PROSPECTS FOR CHINA STILL LOOK GOOD
Michael Churchill:
I am unconvinced either way on China. It is very hard to analyze because the data are so murky. From a Mosca-ian perspective, the issue is whether the decision-making process in a uni-party state gets enough new ideas, fresh blood and diverse opinions to keep itself tethered to reality. So far that’s been sort of true of China. But it’s also the case they have maxed out the credit cards of the SOEs — exactly what happened to Japan before its 25-year dormancy period.
Curt Doolittle:
Just to amplify your statement a little bit: authoritarianism is exceptional at “catching up from behind”; and state-capitalism is exceptional at (if not necessary for) startup-funding of capital-demanding industries (which is why americans have high risk light capital industries and more statist countries have low risk heavy capital industries).
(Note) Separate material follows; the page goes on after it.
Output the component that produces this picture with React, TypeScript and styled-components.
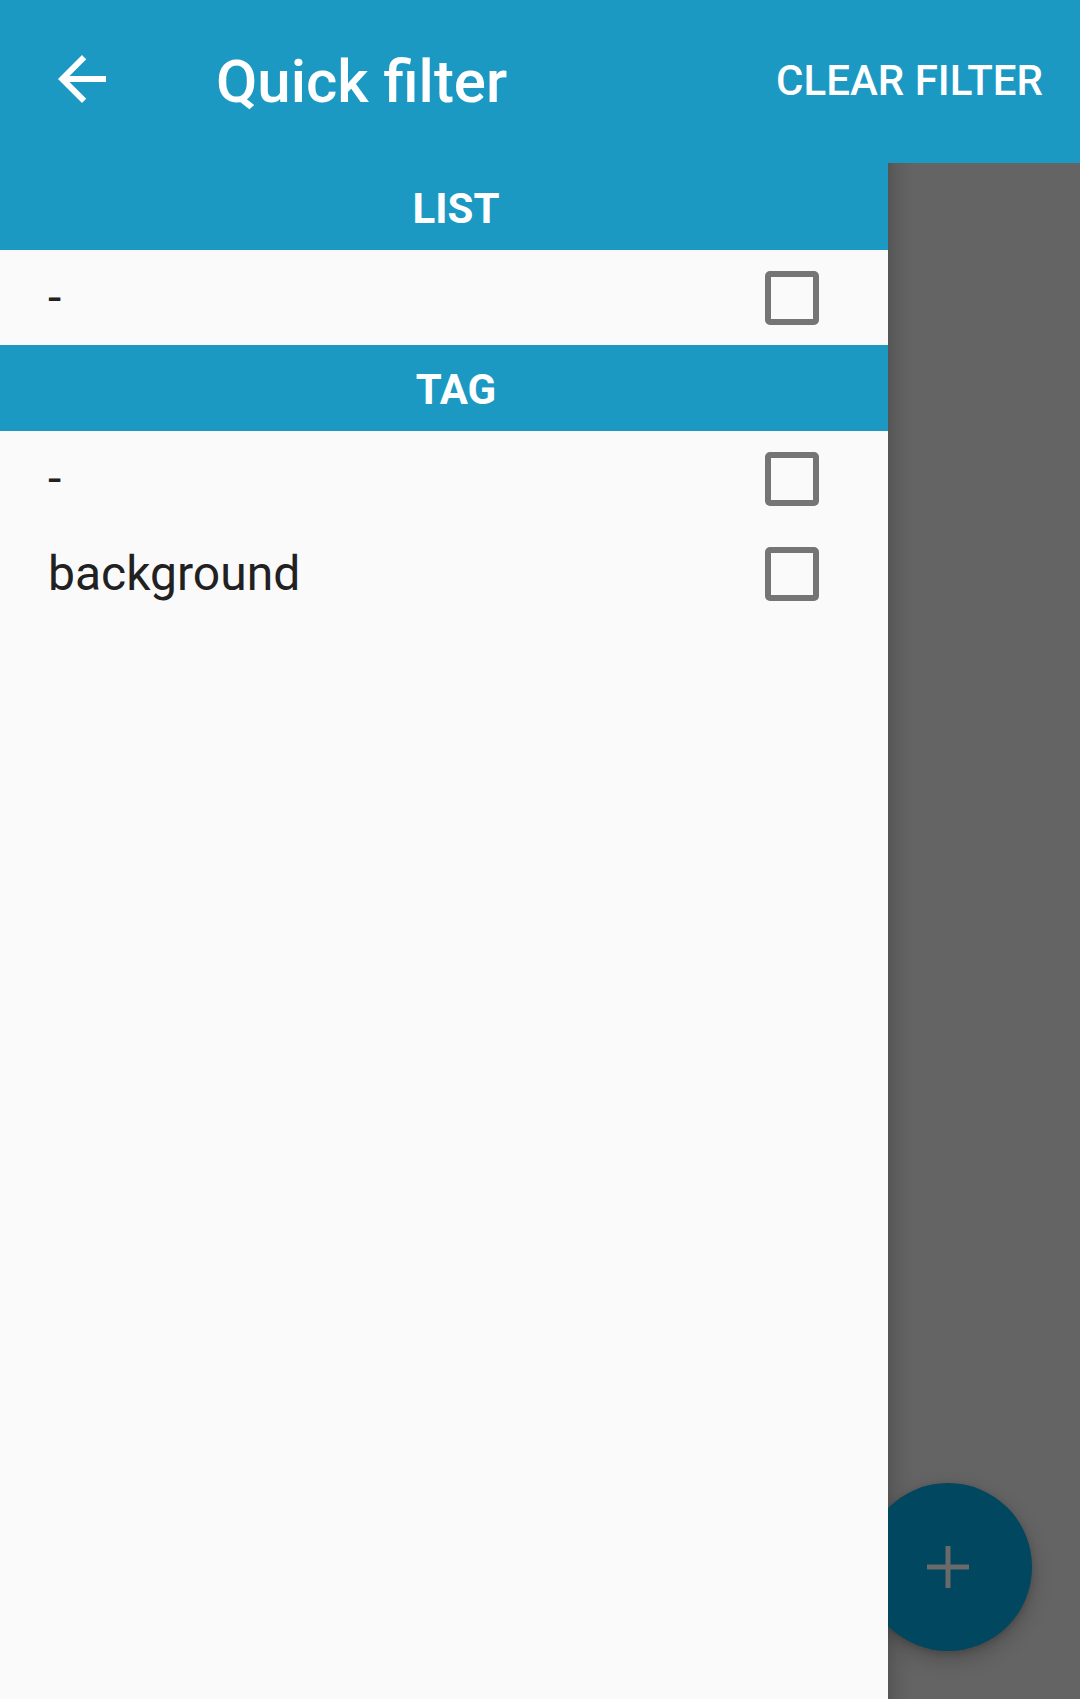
import React from "react";
import styled, { createGlobalStyle } from "styled-components";

const Global = createGlobalStyle`
  html, body { margin: 0; padding: 0; background: #646464; }
  body { font-family: Roboto, "Noto Sans", "Liberation Sans", sans-serif; }
  * { box-sizing: border-box; }
`;

const Page = styled.div`
  width: 1080px;
  height: 1699px;
  display: flex;
  flex-direction: column;
  overflow: hidden;
`;

const AppBar = styled.header`
  height: 163px;
  flex: none;
  background: #1b99c3;
  color: #ffffff;
  display: flex;
  align-items: center;
  padding: 0 37px 0 46px;
`;

const BackButton = styled.div`
  width: 72px;
  height: 72px;
  margin-bottom: 6px;
  display: flex;
`;

const Title = styled.h1`
  margin: 0 0 0 98px;
  font-size: 60px;
  font-weight: 500;
  line-height: 1;
  flex: 1;
`;

const Action = styled.div`
  font-size: 42px;
  font-weight: 500;
  line-height: 1;
  margin-bottom: 2px;
`;

const Body = styled.div`
  flex: 1;
  display: flex;
`;

const Drawer = styled.nav`
  width: 888px;
  flex: none;
  background: #fafafa;
  display: flex;
  flex-direction: column;
`;

const SectionHeader = styled.div<{ $h: number }>`
  height: ${(p) => p.$h}px;
  background: #1b99c3;
  color: #ffffff;
  display: flex;
  align-items: center;
  justify-content: center;
  padding: 4px 0 0 24px;
  font-size: 42px;
  font-weight: 700;
  line-height: 1;
`;

const Row = styled.div`
  height: 95px;
  display: flex;
  align-items: center;
  padding: 0 69px 0 48px;
  color: #212121;
  font-size: 48px;
  line-height: 1;
`;

const Label = styled.span`
  flex: 1;
`;

const Box = styled.span`
  width: 54px;
  height: 54px;
  border: 6px solid #757575;
  border-radius: 5px;
`;

const Scrim = styled.div`
  flex: 1;
  position: relative;
  background: linear-gradient(to right, #555555 0px, #5e5e5e 10px, #646464 26px);
`;

const Fab = styled.div`
  position: absolute;
  left: -24px;
  top: 1320px;
  width: 168px;
  height: 168px;
  border-radius: 50%;
  background: #01475f;
  box-shadow: 0 8px 20px rgba(0, 0, 0, 0.22), 0 2px 6px rgba(0, 0, 0, 0.15);
  display: flex;
  align-items: center;
  justify-content: center;
`;

const FabClip = styled.div`
  position: absolute;
  inset: 0;
  overflow: hidden;
`;

const items = [
  { section: "LIST", h: 87, rows: ["-"] },
  { section: "TAG", h: 86, rows: ["-", "background"] },
];

export default function App() {
  return (
    <Page>
      <Global />
      <AppBar>
        <BackButton>
          <svg width="72" height="72" viewBox="0 0 24 24" fill="#ffffff">
            <path d="M20 11H7.830l5.59-5.59L12 4l-8 8 8 8 1.41-1.41L7.83 13H20v-2z" />
          </svg>
        </BackButton>
        <Title>Quick filter</Title>
        <Action>CLEAR FILTER</Action>
      </AppBar>
      <Body>
        <Drawer>
          {items.map((s) => (
            <React.Fragment key={s.section}>
              <SectionHeader $h={s.h}>{s.section}</SectionHeader>
              {s.rows.map((r, i) => (
                <Row key={i}>
                  <Label>{r}</Label>
                  <Box />
                </Row>
              ))}
            </React.Fragment>
          ))}
        </Drawer>
        <Scrim>
          <FabClip>
            <Fab>
              <svg width="42" height="42" viewBox="0 0 42 42">
                <rect x="18.5" y="0" width="5" height="42" fill="#6a6a6a" />
                <rect x="0" y="18.5" width="42" height="5" fill="#6a6a6a" />
              </svg>
            </Fab>
          </FabClip>
        </Scrim>
      </Body>
    </Page>
  );
}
But states are notoriously horrible at returns on capital (operating, profiting, innovating) for the same reasons they are good at heavy capital organizing (military, industry, bureaucracy state finance). So the question about china is whether she can defeat the red queen of middle class development before her authoritarian credit card runs out, and whether that middle class can convert to operating profits independent of state credit cards (directly and indirectly). It’s one thing to BUY your way into a middle class, and another for that middle class to grab the baton and run the race with it. Seems like they are doing a pretty good job so far. much better than I thought. And of course, we have (sh-t) data from over there so its like reading tea leaves. What I didn’t estimate whatsoever was the quality and size of the labor pool that can be educated to perform chemical, industrial, engineering, and construction work. There is much less ‘drag’ from the lower classes over there. We’ve imported ‘drag’ we can’t compensate for.